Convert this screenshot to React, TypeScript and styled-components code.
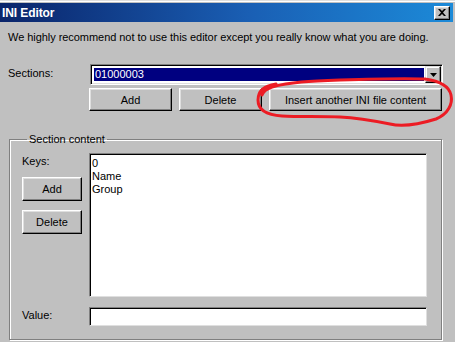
import React from "react";
import styled, { createGlobalStyle } from "styled-components";

const GlobalStyle = createGlobalStyle`
  html, body {
    margin: 0;
    padding: 0;
    background: #c0c0c0;
  }
  body {
    font-family: "Liberation Sans", Arial, sans-serif;
    font-size: 11px;
    color: #000;
  }
`;

const Window = styled.div`
  position: relative;
  width: 455px;
  height: 342px;
  box-sizing: border-box;
  padding: 3px 2px 0 0;
  background: #c0c0c0;
  box-shadow: inset 0 1px #dfdfdf, inset 0 2px #fff;
  overflow: hidden;
`;

const TitleBar = styled.div`
  display: flex;
  align-items: center;
  justify-content: space-between;
  height: 19px;
  padding: 0 3px 0 2px;
  background: linear-gradient(to right, #0a246a 0%, #1a5fb4 55%, #1c8ad8 100%);
`;

const TitleText = styled.span`
  color: #fff;
  font-weight: bold;
  font-size: 12px;
  letter-spacing: -0.1px;
`;

const CloseButton = styled.div`
  display: flex;
  align-items: center;
  justify-content: center;
  width: 14px;
  height: 12px;
  background: #c0c0c0;
  border: 1px solid;
  border-color: #fff #000 #000 #fff;
  box-shadow: inset -1px -1px #808080, inset 1px 1px #dfdfdf;
`;

const Body = styled.div`
  padding: 0 10px 0 8px;
`;

const Intro = styled.p`
  margin: 9px 0 0;
  line-height: 13px;
  white-space: nowrap;
  letter-spacing: -0.05px;
`;

const SectionsGrid = styled.div`
  display: grid;
  grid-template-columns: 82px 1fr;
  margin-top: 20px;
`;

const Label = styled.span<{ $top?: number }>`
  line-height: 13px;
  padding-top: ${(p) => p.$top ?? 0}px;
`;

const Combo = styled.div`
  display: flex;
  height: 21px;
  box-sizing: border-box;
  padding: 1px;
  background: #fff;
  border: 1px solid;
  border-color: #808080 #fff #fff #808080;
  box-shadow: inset 1px 1px #000, inset -1px -1px #dfdfdf;
`;

const ComboValue = styled.div`
  flex: 1;
  margin: 2px 1px 2px 2px;
  padding-left: 1px;
  background: #000080;
  color: #fff;
  line-height: 13px;
`;

const DropButton = styled.div`
  display: flex;
  align-items: center;
  justify-content: center;
  width: 14px;
  background: #c0c0c0;
  border: 1px solid;
  border-color: #dfdfdf #000 #000 #dfdfdf;
  box-shadow: inset -1px -1px #808080, inset 1px 1px #fff;
`;

const ButtonRow = styled.div`
  grid-column: 2;
  display: flex;
  gap: 7px;
  margin-top: 3px;
  margin-left: -1px;
`;

const Button = styled.div<{ $w: number; $h?: number }>`
  display: flex;
  align-items: center;
  justify-content: center;
  width: ${(p) => p.$w}px;
  height: ${(p) => p.$h ?? 23}px;
  box-sizing: border-box;
  background: #c0c0c0;
  border: 1px solid;
  border-color: #fff #000 #000 #fff;
  box-shadow: inset -1px -1px #808080, inset 1px 1px #dfdfdf;
  font-size: 11px;
  white-space: nowrap;
`;

const GroupBox = styled.fieldset`
  margin: 22px 1px 0 1px;
  padding: 7px 14px 13px 12px;
  border: 1px solid #808080;
  box-shadow: inset 1px 1px #fff, 1px 1px #fff;
  min-width: 0;
`;

const Legend = styled.legend`
  margin-left: 5px;
  padding: 0 2px;
  line-height: 13px;
`;

const ContentGrid = styled.div`
  display: grid;
  grid-template-columns: 67px 1fr;
  row-gap: 10px;
`;

const LeftColumn = styled.div`
  display: flex;
  flex-direction: column;
  align-items: flex-start;
  gap: 9px;
  padding-top: 2px;
`;

const Field = styled.div<{ $h: number }>`
  height: ${(p) => p.$h}px;
  box-sizing: border-box;
  background: #fff;
  border: 1px solid;
  border-color: #808080 #dfdfdf #dfdfdf #808080;
  box-shadow: inset 1px 1px #000;
  padding: 3px 2px 0;
`;

const ListItem = styled.div`
  line-height: 13px;
`;

const Annotation = styled.svg`
  position: absolute;
  left: 0;
  top: 0;
  pointer-events: none;
`;

const keys = ["0", "Name", "Group"];

export default function App() {
  return (
    <>
      <GlobalStyle />
      <Window>
        <TitleBar>
          <TitleText>INI Editor</TitleText>
          <CloseButton>
            <svg width="8" height="7" viewBox="0 0 8 7">
              <path d="M0 0h2l2 2 2-2h2L5 3.5 8 7H6L4 5 2 7H0l3-3.5z" fill="#000" />
            </svg>
          </CloseButton>
        </TitleBar>
        <Body>
          <Intro>
            We highly recommend not to use this editor except you really know what you are doing.
          </Intro>
          <SectionsGrid>
            <Label $top={3}>Sections:</Label>
            <Combo>
              <ComboValue>01000003</ComboValue>
              <DropButton>
                <svg width="7" height="4" viewBox="0 0 7 4">
                  <path d="M0 0h7L3.5 4z" fill="#000" />
                </svg>
              </DropButton>
            </Combo>
            <ButtonRow>
              <Button $w={83}>Add</Button>
              <Button $w={83}>Delete</Button>
              <Button $w={173}>Insert another INI file content</Button>
            </ButtonRow>
          </SectionsGrid>
          <GroupBox>
            <Legend>Section content</Legend>
            <ContentGrid>
              <LeftColumn>
                <Label>Keys:</Label>
                <Button $w={60} $h={24}>Add</Button>
                <Button $w={60} $h={24}>Delete</Button>
              </LeftColumn>
              <Field $h={144}>
                {keys.map((k) => (
                  <ListItem key={k}>{k}</ListItem>
                ))}
              </Field>
              <Label $top={2}>Value:</Label>
              <Field $h={19} />
            </ContentGrid>
          </GroupBox>
        </Body>
        <Annotation width="455" height="342" viewBox="0 0 455 342">
          <path
            d="M276 84 C 262 86, 258 92, 258 100 C 258 110, 266 115, 282 116 C 300 117, 320 116, 340 117 C 360 118, 375 121, 390 124 C 402 127, 420 124, 436 119 C 448 114, 453 104, 451 95 C 449 86, 440 81, 425 79 C 400 78, 370 79, 340 80 C 310 81, 290 82, 272 87 C 266 89, 263 92, 262 95"
            fill="none"
            stroke="#ec1c24"
            strokeWidth="3"
            strokeLinecap="round"
          />
        </Annotation>
      </Window>
    </>
  );
}
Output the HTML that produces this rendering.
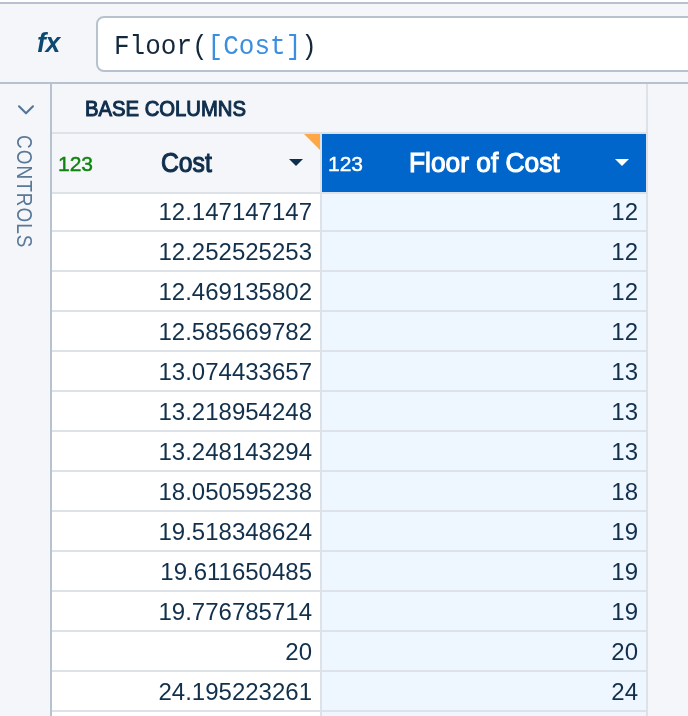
+++++
**What needs to be done**
Without the pictures, transcribe the listing above exactly.

**Completed exercise**
Convert this screenshot to React, TypeScript and styled-components code.
import React from "react";
import styled, { createGlobalStyle } from "styled-components";

const GlobalStyle = createGlobalStyle`
  html, body {
    margin: 0;
    padding: 0;
    background: #c0c0c0;
  }
  body {
    font-family: "Liberation Sans", Arial, sans-serif;
    font-size: 11px;
    color: #000;
  }
`;

const Window = styled.div`
  position: relative;
  width: 455px;
  height: 342px;
  box-sizing: border-box;
  padding: 3px 2px 0 0;
  background: #c0c0c0;
  box-shadow: inset 0 1px #dfdfdf, inset 0 2px #fff;
  overflow: hidden;
`;

const TitleBar = styled.div`
  display: flex;
  align-items: center;
  justify-content: space-between;
  height: 19px;
  padding: 0 3px 0 2px;
  background: linear-gradient(to right, #0a246a 0%, #1a5fb4 55%, #1c8ad8 100%);
`;

const TitleText = styled.span`
  color: #fff;
  font-weight: bold;
  font-size: 12px;
  letter-spacing: -0.1px;
`;

const CloseButton = styled.div`
  display: flex;
  align-items: center;
  justify-content: center;
  width: 14px;
  height: 12px;
  background: #c0c0c0;
  border: 1px solid;
  border-color: #fff #000 #000 #fff;
  box-shadow: inset -1px -1px #808080, inset 1px 1px #dfdfdf;
`;

const Body = styled.div`
  padding: 0 10px 0 8px;
`;

const Intro = styled.p`
  margin: 9px 0 0;
  line-height: 13px;
  white-space: nowrap;
  letter-spacing: -0.05px;
`;

const SectionsGrid = styled.div`
  display: grid;
  grid-template-columns: 82px 1fr;
  margin-top: 20px;
`;

const Label = styled.span<{ $top?: number }>`
  line-height: 13px;
  padding-top: ${(p) => p.$top ?? 0}px;
`;

const Combo = styled.div`
  display: flex;
  height: 21px;
  box-sizing: border-box;
  padding: 1px;
  background: #fff;
  border: 1px solid;
  border-color: #808080 #fff #fff #808080;
  box-shadow: inset 1px 1px #000, inset -1px -1px #dfdfdf;
`;

const ComboValue = styled.div`
  flex: 1;
  margin: 2px 1px 2px 2px;
  padding-left: 1px;
  background: #000080;
  color: #fff;
  line-height: 13px;
`;

const DropButton = styled.div`
  display: flex;
  align-items: center;
  justify-content: center;
  width: 14px;
  background: #c0c0c0;
  border: 1px solid;
  border-color: #dfdfdf #000 #000 #dfdfdf;
  box-shadow: inset -1px -1px #808080, inset 1px 1px #fff;
`;

const ButtonRow = styled.div`
  grid-column: 2;
  display: flex;
  gap: 7px;
  margin-top: 3px;
  margin-left: -1px;
`;

const Button = styled.div<{ $w: number; $h?: number }>`
  display: flex;
  align-items: center;
  justify-content: center;
  width: ${(p) => p.$w}px;
  height: ${(p) => p.$h ?? 23}px;
  box-sizing: border-box;
  background: #c0c0c0;
  border: 1px solid;
  border-color: #fff #000 #000 #fff;
  box-shadow: inset -1px -1px #808080, inset 1px 1px #dfdfdf;
  font-size: 11px;
  white-space: nowrap;
`;

const GroupBox = styled.fieldset`
  margin: 22px 1px 0 1px;
  padding: 7px 14px 13px 12px;
  border: 1px solid #808080;
  box-shadow: inset 1px 1px #fff, 1px 1px #fff;
  min-width: 0;
`;

const Legend = styled.legend`
  margin-left: 5px;
  padding: 0 2px;
  line-height: 13px;
`;

const ContentGrid = styled.div`
  display: grid;
  grid-template-columns: 67px 1fr;
  row-gap: 10px;
`;

const LeftColumn = styled.div`
  display: flex;
  flex-direction: column;
  align-items: flex-start;
  gap: 9px;
  padding-top: 2px;
`;

const Field = styled.div<{ $h: number }>`
  height: ${(p) => p.$h}px;
  box-sizing: border-box;
  background: #fff;
  border: 1px solid;
  border-color: #808080 #dfdfdf #dfdfdf #808080;
  box-shadow: inset 1px 1px #000;
  padding: 3px 2px 0;
`;

const ListItem = styled.div`
  line-height: 13px;
`;

const Annotation = styled.svg`
  position: absolute;
  left: 0;
  top: 0;
  pointer-events: none;
`;

const keys = ["0", "Name", "Group"];

export default function App() {
  return (
    <>
      <GlobalStyle />
      <Window>
        <TitleBar>
          <TitleText>INI Editor</TitleText>
          <CloseButton>
            <svg width="8" height="7" viewBox="0 0 8 7">
              <path d="M0 0h2l2 2 2-2h2L5 3.5 8 7H6L4 5 2 7H0l3-3.5z" fill="#000" />
            </svg>
          </CloseButton>
        </TitleBar>
        <Body>
          <Intro>
            We highly recommend not to use this editor except you really know what you are doing.
          </Intro>
          <SectionsGrid>
            <Label $top={3}>Sections:</Label>
            <Combo>
              <ComboValue>01000003</ComboValue>
              <DropButton>
                <svg width="7" height="4" viewBox="0 0 7 4">
                  <path d="M0 0h7L3.5 4z" fill="#000" />
                </svg>
              </DropButton>
            </Combo>
            <ButtonRow>
              <Button $w={83}>Add</Button>
              <Button $w={83}>Delete</Button>
              <Button $w={173}>Insert another INI file content</Button>
            </ButtonRow>
          </SectionsGrid>
          <GroupBox>
            <Legend>Section content</Legend>
            <ContentGrid>
              <LeftColumn>
                <Label>Keys:</Label>
                <Button $w={60} $h={24}>Add</Button>
                <Button $w={60} $h={24}>Delete</Button>
              </LeftColumn>
              <Field $h={144}>
                {keys.map((k) => (
                  <ListItem key={k}>{k}</ListItem>
                ))}
              </Field>
              <Label $top={2}>Value:</Label>
              <Field $h={19} />
            </ContentGrid>
          </GroupBox>
        </Body>
        <Annotation width="455" height="342" viewBox="0 0 455 342">
          <path
            d="M276 84 C 262 86, 258 92, 258 100 C 258 110, 266 115, 282 116 C 300 117, 320 116, 340 117 C 360 118, 375 121, 390 124 C 402 127, 420 124, 436 119 C 448 114, 453 104, 451 95 C 449 86, 440 81, 425 79 C 400 78, 370 79, 340 80 C 310 81, 290 82, 272 87 C 266 89, 263 92, 262 95"
            fill="none"
            stroke="#ec1c24"
            strokeWidth="3"
            strokeLinecap="round"
          />
        </Annotation>
      </Window>
    </>
  );
}
Output the HTML that produces this rendering.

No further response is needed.